Below are records; please write out exactly the lines from the first line through the line containing "import React from", with no pictures.

═══ PROVIDED RECORDS

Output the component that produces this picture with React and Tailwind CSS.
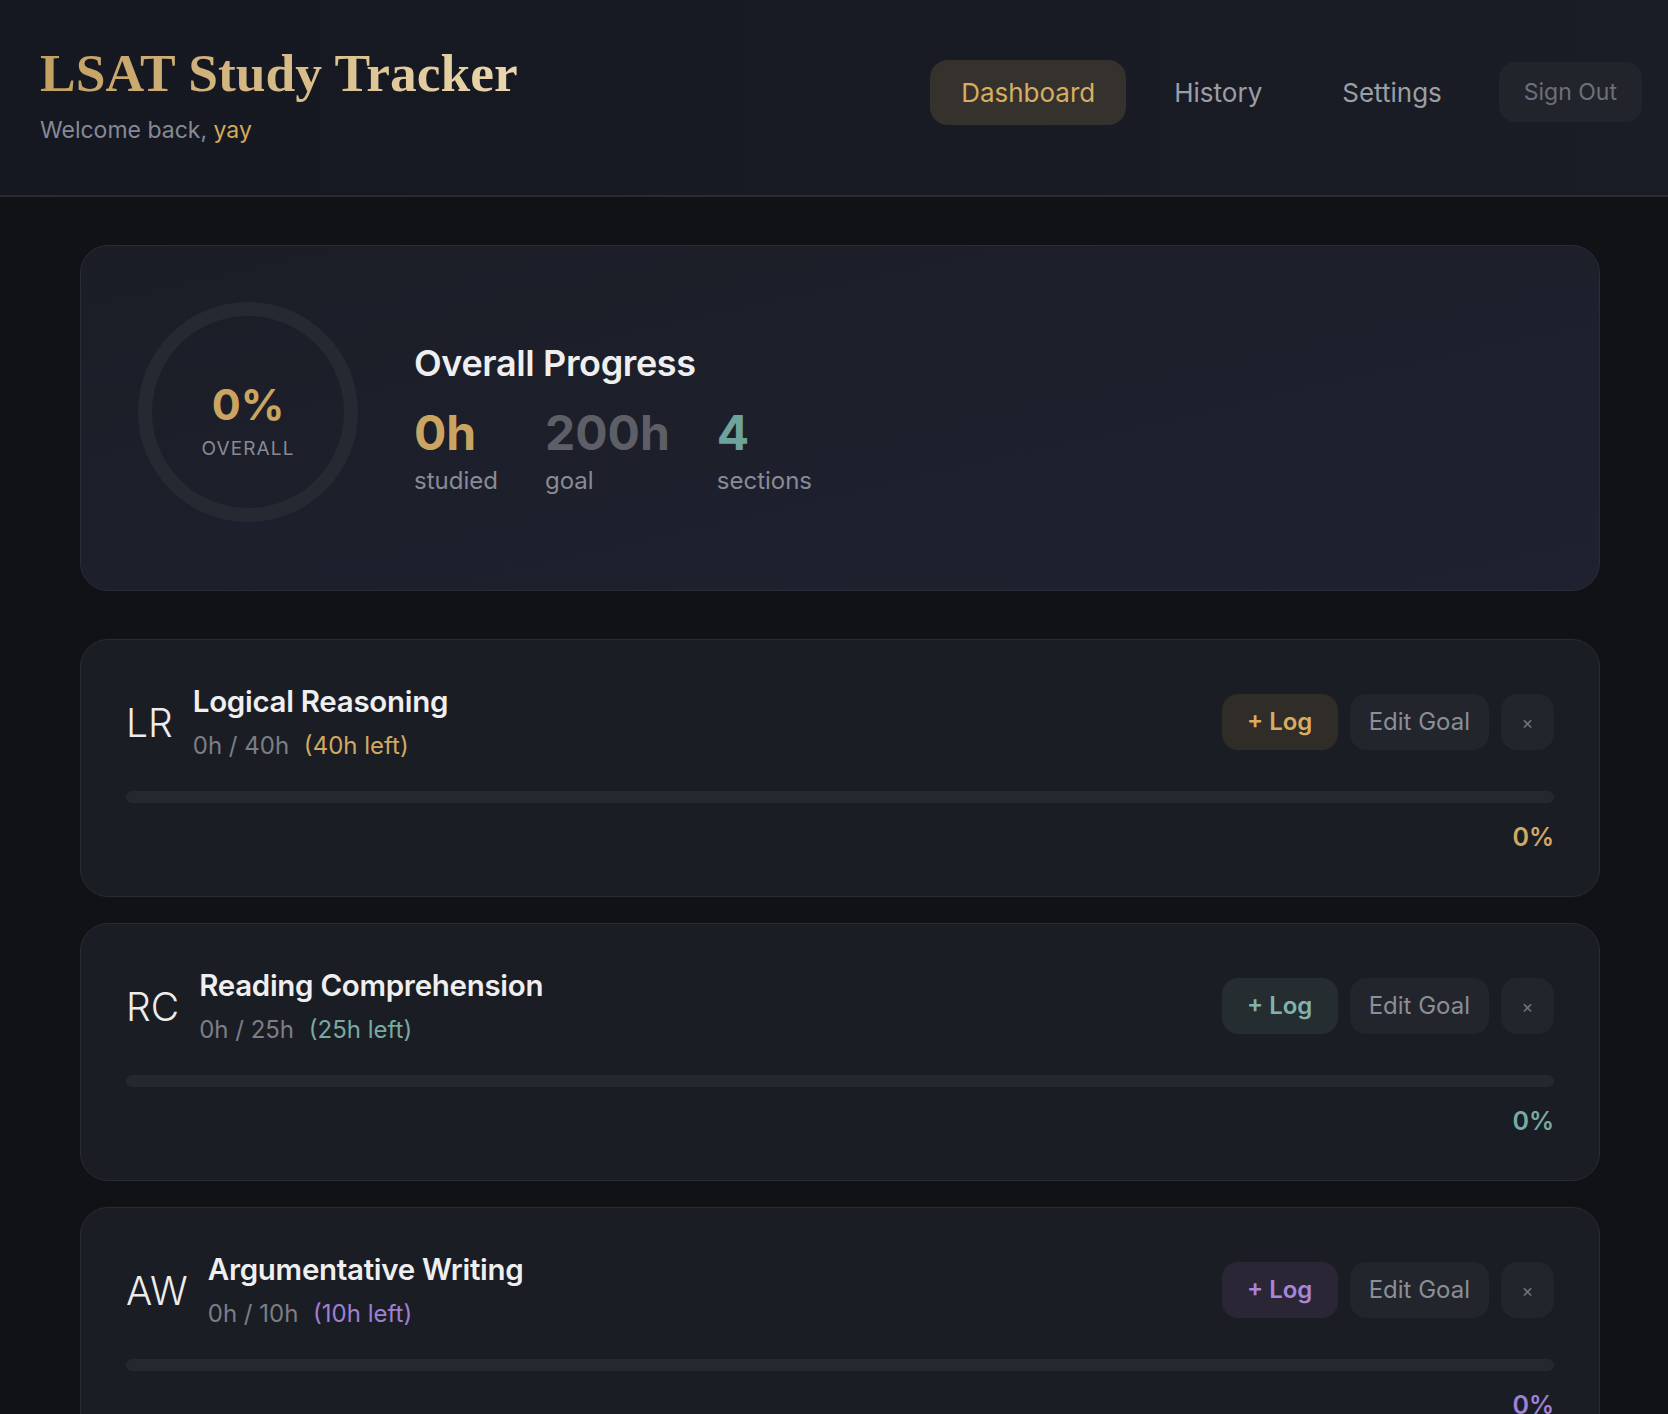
import React from "react";

const sections = [
  { abbr: "LR", name: "Logical Reasoning", goal: 40, tone: "gold" },
  { abbr: "RC", name: "Reading Comprehension", goal: 25, tone: "teal" },
  { abbr: "AW", name: "Argumentative Writing", goal: 10, tone: "purple" },
  { abbr: "PT", name: "Practice Tests", goal: 125, tone: "gold" },
];

const tones = {
  gold: { text: "text-[#d2a862]", btn: "bg-[#302c27] text-[#d6ad63]" },
  teal: { text: "text-[#78aaa2]", btn: "bg-[#252d31] text-[#80b3ab]" },
  purple: { text: "text-[#9f80d4]", btn: "bg-[#2a2636] text-[#a885da]" },
};

function SectionCard({ s }) {
  const t = tones[s.tone];
  return (
    <div className="rounded-[28px] border border-[#2a2c33] bg-[#1b1d24] px-[45px] pt-[42px] pb-[43px]">
      <div className="flex items-center justify-between">
        <div className="flex items-center gap-[20px]">
          <div className="text-[39px] font-light leading-none text-[#ececec]">{s.abbr}</div>
          <div className="flex flex-col gap-[10px]">
            <div className="text-[29.5px] font-semibold leading-[38px] tracking-[-0.01em] text-[#efefef]">{s.name}</div>
            <div className="text-[24px] leading-[32px] text-[#7b7e86]">
              0h / {s.goal}h <span className={`ml-[8px] ${t.text}`}>({s.goal}h left)</span>
            </div>
          </div>
        </div>
        <div className="flex items-center gap-[12px]">
          <button className={`h-[56px] w-[116px] rounded-[16px] text-[24px] font-semibold ${t.btn}`}>+ Log</button>
          <button className="h-[56px] rounded-[16px] bg-[#23252d] px-[19px] text-[24px] text-[#8a8e97]">Edit Goal</button>
          <button className="h-[56px] w-[53px] rounded-[16px] bg-[#23252d] text-[18px] text-[#70747d]">×</button>
        </div>
      </div>
      <div className="mt-[29px] h-[12px] w-full rounded-full bg-[#262830]"></div>
      <div className={`mt-[18px] text-right text-[25px] font-semibold leading-[32px] ${t.text}`}>0%</div>
    </div>
  );
}

export default function App() {
  return (
    <div
      className="min-h-screen bg-[#111216]"
      style={{ fontFamily: 'Inter, "Noto Sans", "Liberation Sans", sans-serif' }}
    >
      <header className="flex h-[197px] items-center justify-between border-b-2 border-[#2b2c31] bg-gradient-to-r from-[#151821] to-[#1b1d26] pb-[7px] pl-[40px] pr-[26px]">
        <div>
          <h1
            className="bg-gradient-to-r from-[#c39f60] to-[#ead7ae] bg-clip-text text-[53.5px] font-bold leading-[62px] text-transparent"
            style={{ fontFamily: '"Liberation Serif", "DejaVu Serif", serif' }}
          >
            LSAT Study Tracker
          </h1>
          <p className="mt-[10px] text-[23px] leading-[32px] text-[#868a94]">
            Welcome back, <span className="text-[#d4a95a]">yay</span>
          </p>
        </div>
        <nav className="mb-[4px] flex items-center gap-[16px]">
          <button className="h-[65px] rounded-[18px] bg-[#35322e] px-[31px] text-[26px] text-[#d6ad63]">Dashboard</button>
          <button className="h-[65px] rounded-[18px] px-[32px] text-[26px] text-[#9a9ea7]">History</button>
          <button className="h-[65px] rounded-[18px] px-[32px] text-[26px] text-[#9a9ea7]">Settings</button>
          <button className="ml-[9px] h-[60px] rounded-[16px] bg-[#22242c] px-[25px] text-[23px] text-[#6c7079]">Sign Out</button>
        </nav>
      </header>

      <main className="flex flex-col pb-[60px] pl-[80px] pr-[68px] pt-[48px]">
        <div className="flex items-center gap-[56px] rounded-[28px] border border-[#2a2c36] bg-gradient-to-br from-[#1b1d26] to-[#1f2131] pb-[68px] pl-[57px] pt-[56px]">
          <div className="relative h-[220px] w-[220px] shrink-0">
            <svg width="220" height="220" viewBox="0 0 220 220" className="absolute inset-0">
              <circle cx="110" cy="110" r="103" fill="none" stroke="#272932" strokeWidth="14" />
            </svg>
            <div className="absolute inset-0 flex flex-col items-center justify-center pt-[16px]">
              <div className="text-[43px] font-bold leading-[48px] text-[#cba462]">0%</div>
              <div className="mt-[9px] text-[19px] leading-[24px] tracking-[0.06em] text-[#878b95]">OVERALL</div>
            </div>
          </div>
          <div className="mt-[16px]">
            <div className="text-[36px] font-semibold leading-[41px] tracking-[-0.01em] text-[#efefef]">Overall Progress</div>
            <div className="mt-[20px] flex gap-[47px]">
              <div>
                <div className="text-[48px] font-bold leading-[58px] text-[#cba462]">0h</div>
                <div className="mt-[3px] text-[24px] leading-[32px] text-[#878b95]">studied</div>
              </div>
              <div>
                <div className="text-[48px] font-bold leading-[58px] text-[#5e5f66]">200h</div>
                <div className="mt-[3px] text-[24px] leading-[32px] text-[#878b95]">goal</div>
              </div>
              <div>
                <div className="text-[48px] font-bold leading-[58px] text-[#6ea39c]">4</div>
                <div className="mt-[3px] text-[24px] leading-[32px] text-[#878b95]">sections</div>
              </div>
            </div>
          </div>
        </div>

        <div className="mt-[48px] flex flex-col gap-[26px]">
          {sections.map((s) => (
            <SectionCard key={s.abbr} s={s} />
          ))}
        </div>
      </main>
    </div>
  );
}
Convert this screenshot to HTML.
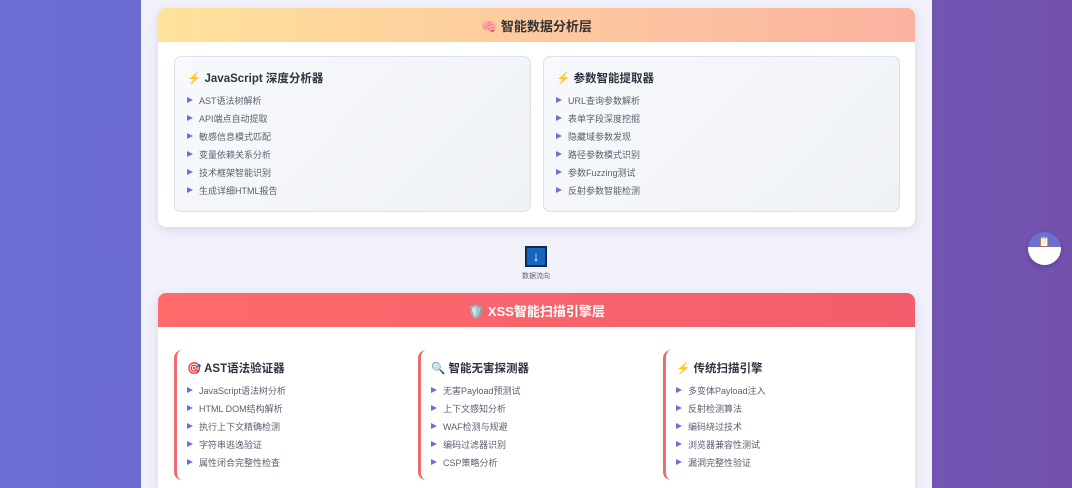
<!DOCTYPE html>
<html style="height:488px;overflow:hidden"><head><meta charset="utf-8"><style>
*{margin:0;padding:0;box-sizing:border-box}
body{width:1072px;height:488px;overflow:hidden;background:linear-gradient(90deg,#6b6fd6 0%,#6d5fc4 50%,#7352ae 100%);font-family:"Liberation Sans","Noto Sans CJK SC",sans-serif;position:relative}
.main{position:absolute;left:141px;top:0;width:791px;height:488px;background:#f1f1fa;overflow:hidden}
.card{position:absolute;left:17px;width:757px;background:#fff;border-radius:8px;box-shadow:0 3px 10px rgba(80,80,150,.15);overflow:hidden}
.hd{height:34px;display:flex;align-items:center;justify-content:center;font-weight:bold;font-size:13px;color:#333}
.box{position:absolute;top:48px;width:357px;height:156px;border:1px solid #dde2ea;border-radius:7px;background:linear-gradient(135deg,#f8f9fc,#eef1f6);padding:13px 12px}
h4{font-size:11.5px;color:#2d3340;margin:0 0 6px 0;display:flex;align-items:center;gap:5px}
ul{list-style:none}
li{font-size:9px;color:#5a6070;height:18px;line-height:18px;padding-left:12px;position:relative}
li:before{content:"";position:absolute;left:0;top:5px;border-left:6px solid #6a72d8;border-top:3.5px solid transparent;border-bottom:3.5px solid transparent}
.col{position:absolute;top:57px;width:230px;height:130px;border-left:3px solid #ef6b6f;border-radius:8px 0 0 8px;padding:10px 10px}
</style></head><body>
<div class="main">
 <div class="card" style="top:8px;height:219px">
  <div class="hd" style="background:linear-gradient(90deg,#ffe29b,#fdc79f 55%,#fbb2a0)">🧠&nbsp;智能数据分析层</div>
  <div class="box" style="left:16px">
   <h4>⚡ JavaScript 深度分析器</h4>
   <ul><li>AST语法树解析</li><li>API端点自动提取</li><li>敏感信息模式匹配</li><li>变量依赖关系分析</li><li>技术框架智能识别</li><li>生成详细HTML报告</li></ul>
  </div>
  <div class="box" style="left:385px">
   <h4>⚡ 参数智能提取器</h4>
   <ul><li>URL查询参数解析</li><li>表单字段深度挖掘</li><li>隐藏域参数发现</li><li>路径参数模式识别</li><li>参数Fuzzing测试</li><li>反射参数智能检测</li></ul>
  </div>
 </div>
 <div style="position:absolute;left:384px;top:246px;width:22px;height:21px;background:#1565c0;border:2px solid #0d2a50;color:#fff;font-size:13px;text-align:center;line-height:17px;font-weight:bold">↓</div>
 <div style="position:absolute;left:370px;top:271px;width:50px;text-align:center;font-size:7px;color:#666">数据流向</div>
 <div class="card" style="top:293px;height:200px">
  <div class="hd" style="background:linear-gradient(90deg,#ff6b6b,#f15d6c);color:#fff">🛡️&nbsp;XSS智能扫描引擎层</div>
  <div class="col" style="left:16px">
   <h4>🎯 AST语法验证器</h4>
   <ul><li>JavaScript语法树分析</li><li>HTML DOM结构解析</li><li>执行上下文精确检测</li><li>字符串逃逸验证</li><li>属性闭合完整性检查</li></ul>
  </div>
  <div class="col" style="left:260px">
   <h4>🔍 智能无害探测器</h4>
   <ul><li>无害Payload预测试</li><li>上下文感知分析</li><li>WAF检测与规避</li><li>编码过滤器识别</li><li>CSP策略分析</li></ul>
  </div>
  <div class="col" style="left:505px">
   <h4>⚡ 传统扫描引擎</h4>
   <ul><li>多变体Payload注入</li><li>反射检测算法</li><li>编码绕过技术</li><li>浏览器兼容性测试</li><li>漏洞完整性验证</li></ul>
  </div>
 </div>
</div>
<div style="position:absolute;left:1028px;top:232px;width:33px;height:33px;border-radius:50%;background:linear-gradient(180deg,#6a6fd0 0%,#6a6fd0 45%,#fff 46%);box-shadow:0 2px 6px rgba(0,0,0,.2);text-align:center;line-height:22px;font-size:10px">📋</div>
</body></html>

══════

SOLUTION FOR THIS TASK ::
Output the component that produces this picture with React and Tailwind CSS.
import React from "react";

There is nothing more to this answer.